Exercise instructions
Set down, exactly as written, the lines from the top of the data to the line that holds "const euro = ref('')", and omit the pictures.

Stored data
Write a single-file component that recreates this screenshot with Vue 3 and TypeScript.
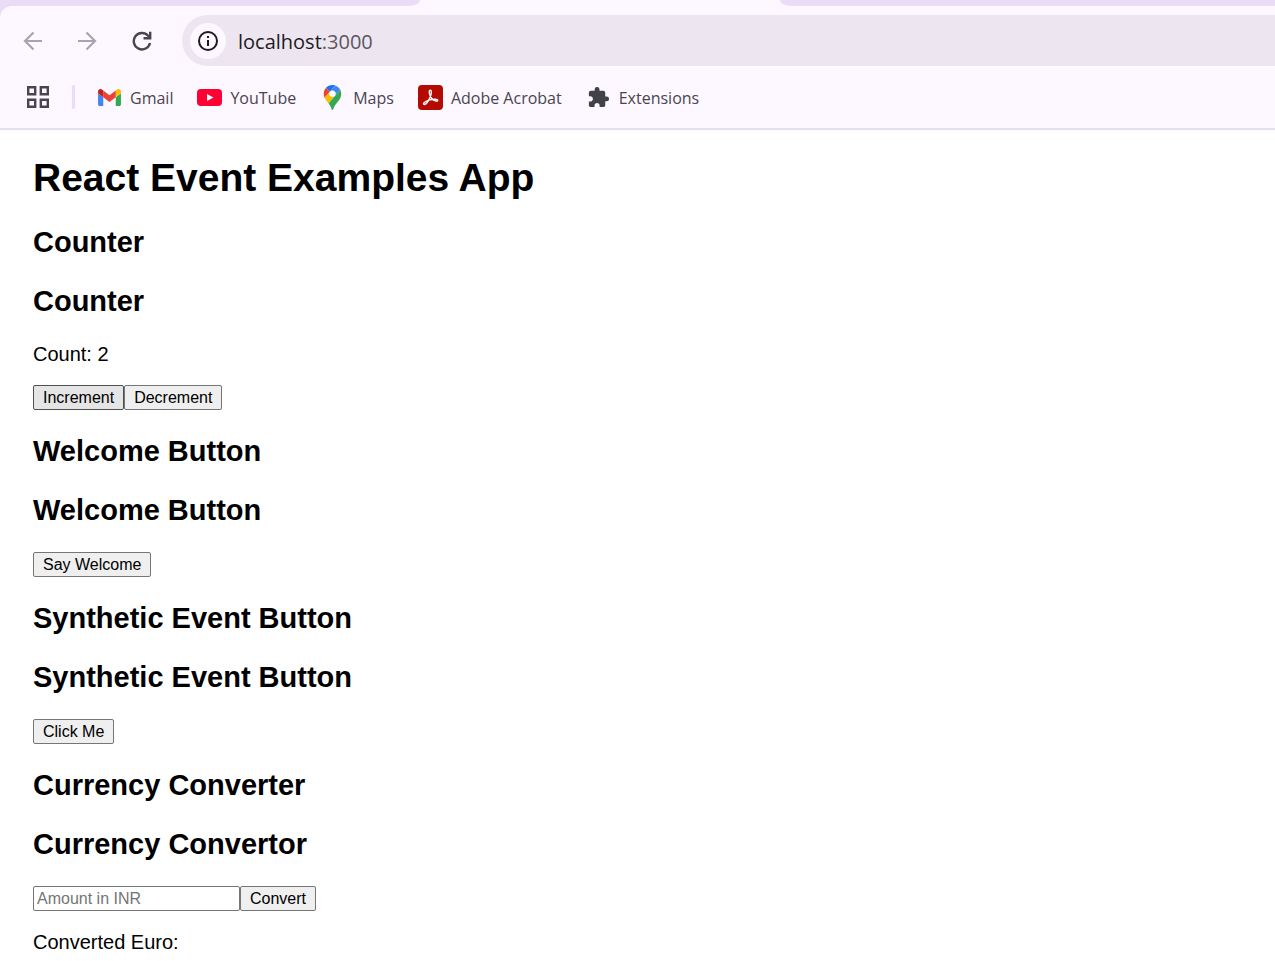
<script setup lang="ts">
import { ref } from 'vue'

const count = ref(2)
const amount = ref('')
const euro = ref('')

function convert(): void {
  const value = Number(amount.value)
  euro.value = amount.value && !Number.isNaN(value) ? (value / 90).toFixed(2) : ''
}
</script>

<template>
  <div class="browser">
    <header class="chrome">
      <div class="tabs">
        <div class="tabs-left"></div>
        <div class="tab-active"></div>
        <div class="tabs-right"></div>
      </div>
      <div class="toolbar">
        <nav class="controls" aria-label="Navigation">
          <button class="nav muted" aria-label="Back">
            <svg width="20" height="20" viewBox="0 0 20 20"><path d="M19 10H2M10.500 1.500L2 10l8.500 8.500" /></svg>
          </button>
          <button class="nav muted" aria-label="Forward">
            <svg width="20" height="20" viewBox="0 0 20 20"><path d="M1 10h17M9.500 1.500L18 10l-8.500 8.500" /></svg>
          </button>
          <button class="nav reload" aria-label="Reload">
            <svg width="20" height="20" viewBox="0 0 20 20"><path d="M18 12a8.200 8.200 0 1 1-1.900-7.300L18 6.700M18.200 0.800v6.400h-6.700" /></svg>
          </button>
          <div class="address">
            <button class="info" aria-label="Site information">
              <svg width="22" height="22" viewBox="0 0 22 22">
                <circle cx="11" cy="11" r="9" fill="none" stroke="#1d1b20" stroke-width="2" />
                <path d="M10 10h2v6h-2zM10 6h2v2h-2z" fill="#1d1b20" />
              </svg>
            </button>
            <div class="url" role="textbox" contenteditable="true" aria-label="Address">localhost<span class="port">:3000</span></div>
          </div>
        </nav>
        <nav class="bookmarks" aria-label="Bookmarks">
          <button class="apps" aria-label="Apps">
            <svg width="22" height="22" viewBox="0 0 22 22" fill="none" stroke="#49454e" stroke-width="2.400">
              <path d="M1.200 1.200h7v7h-7zM13.800 1.200h7v7h-7zM1.200 13.800h7v7h-7zM13.800 13.800h7v7h-7z" />
            </svg>
          </button>
          <span class="divider"></span>
          <a class="bookmark" href="#gmail">
            <svg class="icon" width="25" height="25" viewBox="48 27 96 96">
              <path fill="#4285f4" d="M58 108h14V74L52 59v43c0 3.320 2.690 6 6 6" />
              <path fill="#34a853" d="M120 108h14c3.320 0 6-2.690 6-6V59l-20 15" />
              <path fill="#fbbc04" d="M120 48v26l20-15v-8c0-7.420-8.470-11.650-14.400-7.200" />
              <path fill="#ea4335" d="M72 74V48l24 18 24-18v26L96 92" />
              <path fill="#c5221f" d="M52 51v8l20 15V48l-5.600-4.200c-5.940-4.450-14.400-.22-14.400 7.200" />
            </svg>
            <span class="label">Gmail</span>
          </a>
          <a class="bookmark" href="#youtube">
            <svg class="icon" width="25" height="25" viewBox="0 0 25 25">
              <rect y="4" width="25" height="17" rx="4" fill="#ff0033" />
              <path d="M10 9l6.500 3.500L10 16z" fill="#fff" />
            </svg>
            <span class="label">YouTube</span>
          </a>
          <a class="bookmark" href="#maps">
            <svg class="icon" width="25" height="25" viewBox="-20 0 132.400 132.400">
              <circle cx="46" cy="46" r="20" fill="#fff" />
              <path fill="#1a73e8" d="M60.200 2.200C55.800.8 51 0 46.100 0 32 0 19.300 6.400 10.800 16.500l21.800 18.300L60.200 2.200z" />
              <path fill="#ea4335" d="M10.800 16.500C4.100 24.500 0 34.900 0 46.100c0 8.700 1.700 15.700 4.600 22l28-33.300-21.800-18.300z" />
              <path fill="#4285f4" d="M46.200 28.500c9.800 0 17.700 7.900 17.700 17.700 0 4.300-1.600 8.300-4.200 11.400 0 0 13.900-16.600 27.500-32.700-5.600-10.800-15.300-19-27-22.700L32.600 34.800c3.300-3.800 8.100-6.300 13.600-6.300" />
              <path fill="#fbbc04" d="M46.200 63.800c-9.800 0-17.700-7.900-17.700-17.700 0-4.300 1.500-8.300 4.100-11.300l-28 33.300c4.800 10.600 12.800 19.200 21 29.900l34.100-40.500c-3.300 3.900-8.100 6.300-13.500 6.300" />
              <path fill="#34a853" d="M59.100 109.200c15.400-24.100 33.300-35 33.300-63 0-7.700-1.900-14.900-5.200-21.300L25.600 98c2.600 3.400 5.300 7.300 7.900 11.300 9.400 14.500 6.800 23.100 12.800 23.100s3.400-8.700 12.800-23.200" />
            </svg>
            <span class="label">Maps</span>
          </a>
          <a class="bookmark" href="#acrobat">
            <svg class="icon" width="25" height="25" viewBox="0 0 25 25">
              <rect width="25" height="25" rx="4" fill="#b30b00" />
              <path d="M12.200 5.300c1.900 0 1.300 3.900-.3 7.300-1.700 3.800-4.300 7.200-5.800 6.800-1.700-.6.500-3.200 5.600-4.500 3.900-1 8-.9 8 .5 0 1.500-3.700.6-5.900-1.900-2.100-2.400-3.600-8.200-1.600-8.200z" fill="none" stroke="#fff" stroke-width="1.400" />
            </svg>
            <span class="label">Adobe Acrobat</span>
          </a>
          <a class="bookmark" href="#extensions">
            <svg class="icon" width="25" height="25" viewBox="0 0 26 26">
              <path fill="#3f4246" d="M21.500 12H20V8c0-1.100-.9-2-2-2h-4V4.500a2.500 2.500 0 0 0-5 0V6H5c-1.100 0-2 .9-2 2v3.800h1.500c1.490 0 2.700 1.210 2.700 2.700s-1.210 2.700-2.700 2.700H3V21c0 1.100.9 2 2 2h3.800v-1.500c0-1.490 1.210-2.700 2.700-2.700s2.700 1.210 2.700 2.700V23H18c1.100 0 2-.9 2-2v-4h1.500a2.500 2.500 0 0 0 0-5z" />
            </svg>
            <span class="label">Extensions</span>
          </a>
        </nav>
      </div>
    </header>

    <main class="page">
      <h1>React Event Examples App</h1>

      <h2>Counter</h2>
      <h2>Counter</h2>
      <p>Count: {{ count }}</p>
      <div class="row">
        <button class="btn active" @click="count++">Increment</button>
        <button class="btn" @click="count--">Decrement</button>
      </div>

      <h2>Welcome Button</h2>
      <h2>Welcome Button</h2>
      <div class="row"><button class="btn">Say Welcome</button></div>

      <h2>Synthetic Event Button</h2>
      <h2>Synthetic Event Button</h2>
      <div class="row"><button class="btn">Click Me</button></div>

      <h2>Currency Converter</h2>
      <h2>Currency Convertor</h2>
      <div class="row">
        <input v-model="amount" class="amount" type="text" placeholder="Amount in INR" aria-label="Amount in INR" />
        <button class="btn" @click="convert">Convert</button>
      </div>
      <p class="result">Converted Euro: {{ euro }}</p>
    </main>
  </div>
</template>

<style>
body {
  margin: 0;
  background: #fff;
}
</style>

<style scoped>
.browser {
  min-height: 100vh;
  box-sizing: border-box;
  overflow: hidden;
}
.chrome {
  background: #eadcf6;
  font-family: "Open Sans", "Noto Sans", sans-serif;
}
.tabs {
  display: flex;
  height: 6px;
  background: #fdf7ff;
}
.tabs-left,
.tabs-right {
  background: #eadcf6;
}
.tabs-left {
  flex: 0 0 420px;
  border-bottom-right-radius: 12px 6px;
}
.tab-active {
  flex: 0 0 360px;
}
.tabs-right {
  flex: 1;
  border-bottom-left-radius: 12px 6px;
}
.toolbar {
  padding-top: 9px;
  background: #fdf7ff;
  border-top-left-radius: 12px;
  border-bottom: 2px solid #e6dfeb;
}
.controls {
  display: flex;
  align-items: center;
  gap: 24px;
  padding-left: 18px;
}
.nav,
.info,
.apps {
  display: flex;
  align-items: center;
  justify-content: center;
  flex: none;
  padding: 0;
  border: 0;
  background: none;
}
.nav {
  width: 30px;
  height: 30px;
}
.nav svg {
  fill: none;
  stroke: #49454e;
  stroke-width: 2.4;
}
.nav.muted svg {
  stroke: #a9a3ad;
  stroke-width: 2.2;
}
.reload {
  width: 32px;
}
.address {
  display: flex;
  align-items: center;
  flex: 1;
  gap: 12px;
  height: 51px;
  padding-left: 8px;
  background: #ede6f1;
  border-radius: 26px 0 0 26px;
}
.info {
  width: 36px;
  height: 36px;
  border-radius: 50%;
  background: #fdf7ff;
}
.url {
  flex: 1;
  padding-top: 2px;
  font-size: 20px;
  line-height: 28px;
  color: #1d1b20;
  outline: none;
}
.port {
  color: #5b5660;
}
.bookmarks {
  display: flex;
  align-items: center;
  gap: 24px;
  height: 62px;
  padding-left: 27px;
}
.apps {
  width: 22px;
  height: 22px;
}
.divider {
  width: 3px;
  height: 24px;
  margin: 0 -2px 0 -1px;
  border-radius: 2px;
  background: #eadcfb;
}
.bookmark {
  display: flex;
  align-items: center;
  gap: 8px;
  font-size: 16px;
  line-height: 24px;
  white-space: nowrap;
  color: #49454e;
  text-decoration: none;
}
.label {
  padding-top: 2px;
}
.icon {
  flex: none;
}
.page {
  padding: 25px 33px 0;
  font-family: "Liberation Sans", Arial, sans-serif;
  color: #000;
}
h1 {
  margin: 0 0 24px;
  font-size: 39px;
  line-height: 46px;
}
h2 {
  margin: 0 0 24px;
  font-size: 29px;
  line-height: 35px;
}
p {
  margin: 0 0 20px;
  font-size: 20px;
  line-height: 22px;
}
.row {
  display: flex;
  margin-bottom: 24px;
}
.btn {
  height: 25px;
  padding: 0 9px;
  border: 1px solid #767676;
  border-radius: 2px;
  background: #efefef;
  font-family: inherit;
  font-size: 16px;
  line-height: 22px;
  color: #000;
}
.active {
  border-color: #4f4f4f;
  background: #e5e5e5;
}
.amount {
  width: 207px;
  height: 25px;
  box-sizing: border-box;
  padding: 0 3px;
  border: 1px solid #767676;
  border-radius: 2px;
  font-family: inherit;
  font-size: 16px;
}
.amount::placeholder {
  color: #757575;
}
.row:last-of-type {
  margin-bottom: 20px;
}
.result {
  margin-bottom: 0;
}
</style>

Task output
Write a single-file component that recreates this screenshot with Vue 3 and TypeScript.
<script setup lang="ts">
import { ref } from 'vue'

const count = ref(2)
const amount = ref('')
const euro = ref('')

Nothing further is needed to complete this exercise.